The ship released satellite-tracked drifters at each of seven CTD stations occupied at intervals of several kilometres out from Cape Byron on 23 November 1989: the initial few days of their tracks are shown in Fig. 2. All drifters came under the influence of the southward-flowing EAC. The innermost two drifters, #1 and #2, were released at the 54- and 62-m isobaths, where the bottoms of their drogues were 1.5 and 9.5 m above the sea floor respectively. They were carried at a slight angle into shallower water and into a developing plume of upwelled water and their SSTs decreased from 22.9 to 20.3°C (Drifter #1) and from 24.2 to 20.2°C (Drifter #2). Both then slowed and, after 1.5 days, became snagged to the bottom by their drogues at the 44-m isobath (where they were later recovered by RV Franklin). The speeds of Drifters #1 and #2 while moving unimpeded were 0.18 and 0.55 m s–1 respectively. The onshore movement of Drifter #2 until becoming snagged was ~7.5 ± 2.5 km or 0.06 ± 0.02 m s–1, with the uncertainty coming from the divergence of the isobaths downstream from the release point.
Drifter #3 moved along shore to the south at 1 m s–1 but, as it came in across the shelf, its speed dropped to as low as 0.1 m s–1 on 25 November 1989. Its surface temperature fell from 24.5°C at the release site to 22°C as it passed Woody Head, perhaps through encountering upwelled water (cf. Fig. 1b). Drifter #4 travelled along the outer shelf at 1 m s–1 over the first 2 days, later crossing to the slope at 31°S. Drifters #5 and #6 travelled at 1.3 m s–1 for the first 2 days above the upper slope and at the shelf edge respectively. Drifter #7 travelled above the mid-continental slope at 1.2 m s–1 for the first 2.5 days. The complete tracks of the five outermost drifters will be treated in a later paper.

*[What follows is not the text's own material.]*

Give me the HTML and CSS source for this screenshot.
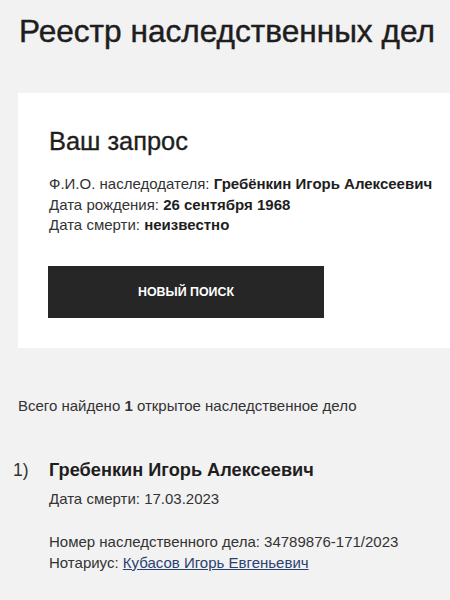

The current meter recordings (Fig. 3) showed the overwhelming effects of the southward-flowing EAC at the shelf edge mooring (Mooring D) and how these effects decreased across the shelf in to Mooring A, where southerly winds were strong enough to drive current reversals in the shallow waters. The uppermost current meter at the shelf edge, D93, showed that when the EAC was strong, at ~1–1.5 m s–1, for 1–2 weeks in November–December 1989 and January–February 1990, it turned 10–20° westward. However, this was accompanied by a 30-m drag-down of the instrument (Fig. 4) that may or may not have affected its compass. This strong onshore flow was not evident in the tracks of the drifters at the shelf edge (Fig. 2) nor in the ship’s ADCP measurements on the Evans Head transect at the location of D93 on 22 and 25–26 November. The drag-down for D133 reached 10 m, whereas D193 was too close to the bottom to be affected. The speeds decreased with depth, so that at D133 and D193 during strong events they were approximately one-half and one-fifth respectively of those at D93.
The records revealed a variety of time scales (Figs 4, 5). The temperatures at D133, D193 and C85 decreased and stayed cool from soon after the start of recording (September 1989) through spring and summer, as if showing the cool half of an annual oscillation, an oscillation that was out of phase with atmospheric temperatures. The southward current at D93 and D133 varied with a period of ~2–3 months and this signal extended in across the shelf to C85 and B37, but not to A34 (Fig. 5). At Mooring D during a lull in January 1990, the north–south current components oscillated with a period of 5–6 days, being most pure and strong at D193 (Fig. 4). The wind stress (Fig. 5) was not strong for most of the month and the variations that it had were unrelated to the current oscillations, so the oscillations must have been due to an embedded oceanographic variability. The oscillations at D193 were equivalent to a repeated north–south movement of 20 km. The sea level from Ballina did not show the oscillations and so they seem unlikely to be due to coastal trapped waves. Meter C85 showed oscillations in phase with those at D193, but with approximately half the amplitude.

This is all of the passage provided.